My BFF jokes about how she knows it is a good day in my house when she doesn't receive at least one text or email message from me saying (either all, part or something to this effect): "I'm done. My family is making me nuts....I hate my life....I'm a horrible parent...I'm a terrible mom....my kids are going to need lots of therapy....I'm totally screwing up my kids....my kids are ungrateful, entitled stinks....how did that happen...I'm a horrible mom..."  I've been trying to not send more than a couple of those messages per week, but some weeks are worse than others.  Heck, some minutes are worse than others.  I truly understand how some stay-at-home parents end up as alcoholics and/or why Valium was one of the most frequently prescribed drugs for women in the 1950s/'60s:  sometimes, it just gets to be too much.


So, instead of turning to booze or prescription drugs to get through my days, I'm taking a class that uses a book called "The Search for Significance: Seeing your true worth through God's eyes" (Robert S. McGee).  Every chapter I read, I say: "This chapter was written just for me."  It has opened my eyes to how much I allow my children and my husband determine how I feel about myself, and how much my own fear of failure dictates how I feel about my children and their accomplishments or failures.  Learning to see my kids' success and failures as theirs and not as a complete reflection on my parenting is pretty hard.  Being told that my kids' view of God will be based upon how well (or not) I model his love, forgiveness, "loving discipline", etc. is a very scary thing.  It is an enlightening class that makes me have to look deeper into my past and my present and how all of that affects my future as well as my kids' futures.  Have I figured out how to see myself as God sees me and not judge my worth on whether or not oldest child makes it through the day without sassing me?

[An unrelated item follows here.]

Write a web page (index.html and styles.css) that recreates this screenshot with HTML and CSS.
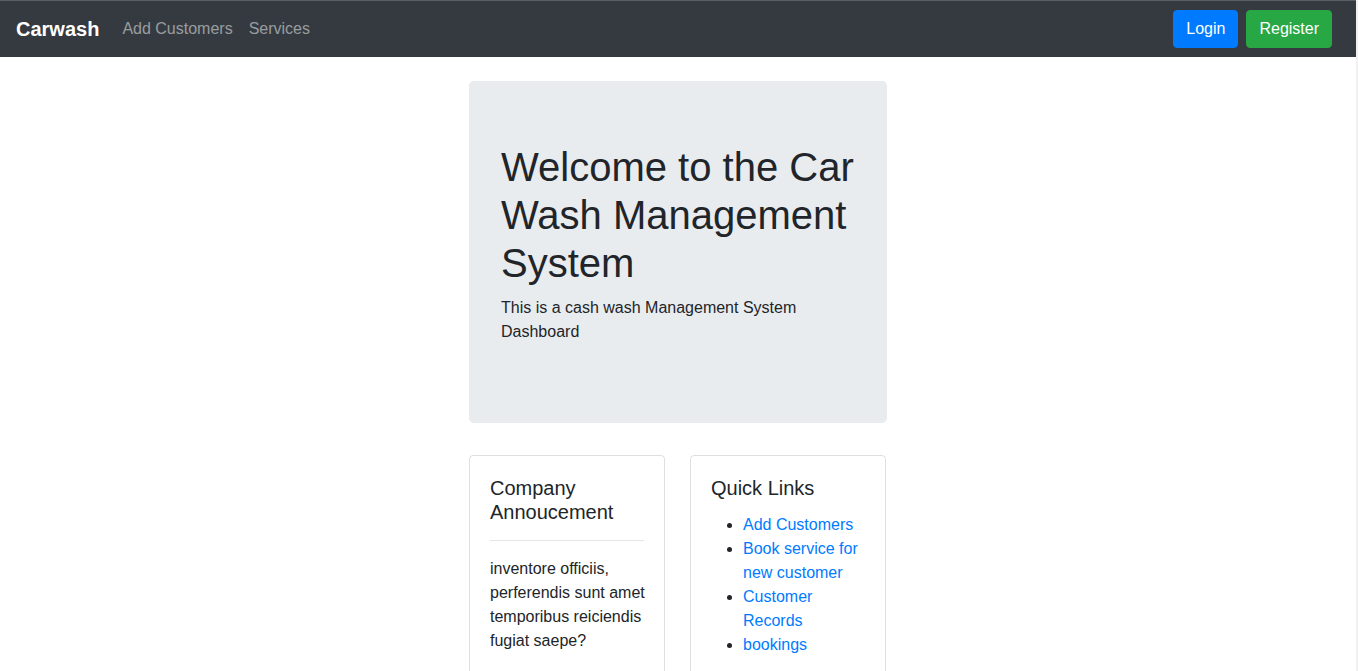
FILE: index.html
```html
<!DOCTYPE html>
<html lang="en">
<head>
<meta charset="utf-8">
<title>Carwash</title>
<link rel="stylesheet" href="styles.css">
</head>
<body>
<nav class="navbar">
  <a class="brand" href="#">Carwash</a>
  <ul class="nav-links">
    <li><a href="#">Add Customers</a></li>
    <li><a href="#">Services</a></li>
  </ul>
  <div class="nav-actions">
    <a class="btn btn-primary" href="#">Login</a>
    <a class="btn btn-success" href="#">Register</a>
  </div>
</nav>
<main class="container">
  <section class="jumbotron">
    <h1>Welcome to the Car Wash Management System</h1>
    <p>This is a cash wash Management System Dashboard</p>
  </section>
  <div class="cards">
    <div class="card">
      <h5>Company Annoucement</h5>
      <hr>
      <p>inventore officiis, perferendis sunt amet temporibus reiciendis fugiat saepe?</p>
    </div>
    <div class="card">
      <h5>Quick Links</h5>
      <ul class="links">
        <li><a href="#">Add Customers</a></li>
        <li><a href="#">Book service for new customer</a></li>
        <li><a href="#">Customer Records</a></li>
        <li><a href="#">bookings</a></li>
      </ul>
    </div>
  </div>
</main>
</body>
</html>
```
FILE: styles.css
```css
html {
  background: #f1f1f1;
}
body {
  margin: 0 2px 0 0;
  background: #fff;
  min-height: 100vh;
  font-family: "Liberation Sans", Arial, sans-serif;
  font-size: 16px;
  line-height: 24px;
  color: #212529;
}
a { text-decoration: none; }

.navbar {
  display: flex;
  align-items: center;
  height: 56px;
  padding: 0 16px;
  background: #343a40;
  border-top: 1px solid #5b5e62;
}
.brand {
  font-size: 20px;
  font-weight: bold;
  line-height: 30px;
  color: #fff;
  margin-right: 15px;
}
.nav-links {
  display: flex;
  list-style: none;
  margin: 0;
  padding: 0;
}
.nav-links a {
  display: block;
  padding: 8px;
  color: rgba(255, 255, 255, 0.5);
}
.nav-actions {
  margin-left: auto;
  display: flex;
}
.btn {
  display: inline-block;
  padding: 6px 12px;
  border: 1px solid transparent;
  border-radius: 4px;
  color: #fff;
  margin-right: 8px;
}
.btn-primary { background: #007bff; border-color: #007bff; }
.btn-success { background: #28a745; border-color: #28a745; }

.container {
  width: 418px;
  margin: 24px auto 0;
}
.jumbotron {
  background: #e9ecef;
  border-radius: 4.8px;
  padding: 62px 32px 64px;
  margin-bottom: 32px;
  height: 342px;
  box-sizing: border-box;
}
.jumbotron h1 {
  font-size: 40px;
  font-weight: 500;
  line-height: 48px;
  margin: 0 0 9px;
}
.jumbotron p {
  margin: 0;
}
.cards {
  display: grid;
  grid-template-columns: 196px 196px;
  column-gap: 25px;
}
.card {
  border: 1px solid rgba(0, 0, 0, 0.125);
  border-radius: 4px;
  padding: 20px 16px 12px 20px;
}
.card h5 {
  font-size: 20px;
  font-weight: 500;
  line-height: 24px;
  margin: 0 0 8px;
}
.card hr {
  border: 0;
  border-top: 1px solid rgba(0, 0, 0, 0.1);
  margin: 16px 4px 16px 0;
}
.card p {
  margin: 0 0 16px;
}
.links {
  margin: 13px 0 16px;
  padding-left: 32px;
}
.links a {
  color: #007bff;
}
```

No.  Just last night I sent a text to BFF telling her: "I'm so done."  When she called, I told her, "That's it. I'm done. Going with hands-off parenting now."  She just laughed and said, "Friend, that is so not your style."  It is nice to know that even when I'm struggling to see myself as God sees me ("...holy in his sight, without blemish and free from accusation..." Col. 1:22), that I have friends who know how badly I want to be a good mom and who tell me that I'm doing ok, that my kids aren't going to be completely screwed up (some of them might need therapy, but hopefully they'll not completely blame me for all their woes), and that someday, I'll miss these crazy days.